Session I.7 - Stochastic Computation
Tuesday, June 13, 15:30 ~ 16:00
Learning High-Dimensional McKean-Vlasov Forward-Backward Stochastic Differential Equations with General Distribution Dependence
Jiequn Han
Flatiron Institute, Simons Foundation, USA - This email address is being protected from spambots. You need JavaScript enabled to view it.
In this talk, we introduce a novel deep learning approach to solve McKean-Vlasov forward-backward stochastic differential equations (MV-FBSDEs), a core challenge in mean-field control and mean-field games. Our method overcomes limitations of existing techniques by addressing full distribution dependence in mean-field interactions.
By building on fictitious play, we transform the problem into repeatedly solving standard FBSDEs with explicit coefficient functions.

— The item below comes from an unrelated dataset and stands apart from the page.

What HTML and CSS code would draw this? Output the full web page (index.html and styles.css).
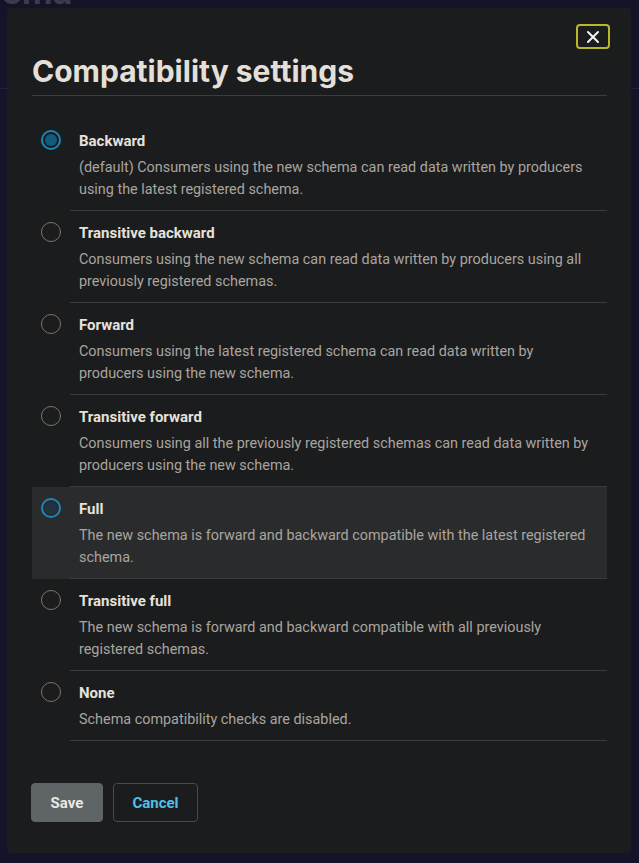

These coefficient functions are used to approximate the MV-FBSDEs' model coefficients with full distribution dependence, and are updated by solving another supervising learning problem using training data simulated from the last iteration's FBSDE solutions. We use deep neural networks to solve standard BSDEs and approximate coefficient functions in order to solve high-dimensional MV-FBSDEs. Under suitable assumptions, we demonstrate convergence without the curse of dimensionality using integral probability metrics. We present the numerical performance in high-dimensional MV-FBSDE problems, including a mean-field game example of the well-known Cucker-Smale model whose cost depends on the full distribution of the forward process.
Joint work with Ruimeng Hu (University of California, Santa Barbara, USA) and Jihao Long (Princeton University, USA).